Wunder haben es an sich, daß sie sich der Überprüfbarkeit und planenden Kalkulation entziehen: Plötzlich sind sie da, verstoßen gegen die theological correctness und unterbrechen die Banalität des soziologischen Alltags, in dem nun auch das „Schicksal“, des Wunders liebstes Kind, erforscht wird. Eher machen Naturwissenschaftler eine Pilgerreise, als daß sie ihren Glauben von den Hypothesen einer Wissenschaft abhängig machen, die es ihnen lediglich ermöglicht, mit einem technisch geeigneten Verkehrsmittel nach Bethlehem zu reisen.

Wo aber ist der Gott, „der auch heut’ noch Wunder tut“? Diese klassische Theodizee-Frage angesichts der Nachhaltigkeit von Not und Elend bezeugt die unstillbare Sehnsucht nach dem machtvollen Eingreifen des gütigen Gottes, der ewigen Frieden, Glück und Heil bringt.

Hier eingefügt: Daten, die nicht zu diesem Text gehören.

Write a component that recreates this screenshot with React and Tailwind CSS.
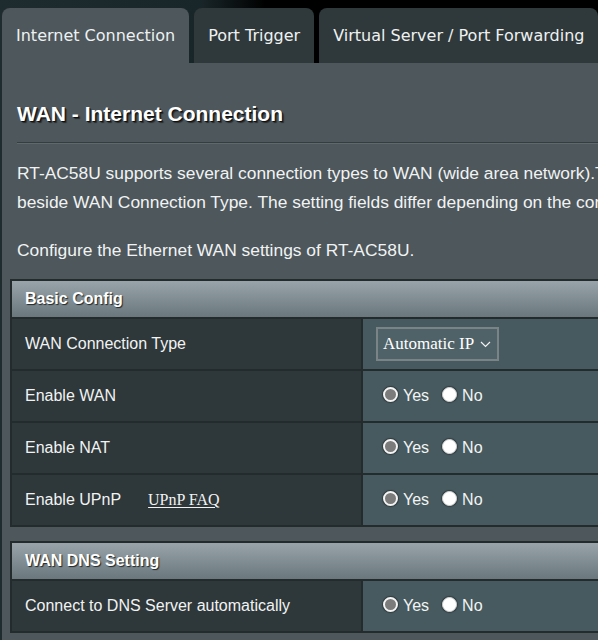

Die neuzeitliche Antwort auf diese Frage lief aber auf die Entmachtung Gottes hinaus und bewirkte die blasphemische Selbstermächtigung des Menschen. Einige dieser Ideologien der Selbsterlösung haben sich inzwischen katastrophal erledigt, andere müssen sich erst noch austoben, bevor sie zur Vernunft kommen – und zum Glauben an den einen Gott, der in Jesus Christus Mensch geworden ist.

Was wir brauchen, ist eine christlich inspirierte Vernunft und ein vernünftiges Christentum, das zwar Wunder ersehnt, aber nicht fatalistisch erwartet oder utopisch konstruiert, sondern sich sozialethisch in die Verantwortung nehmen läßt.

 

Prof. Dr. Wolfgang Ockenfels ist Publizist und Professor für christliche Sozialethik an der Theologischen Fakultät Trier.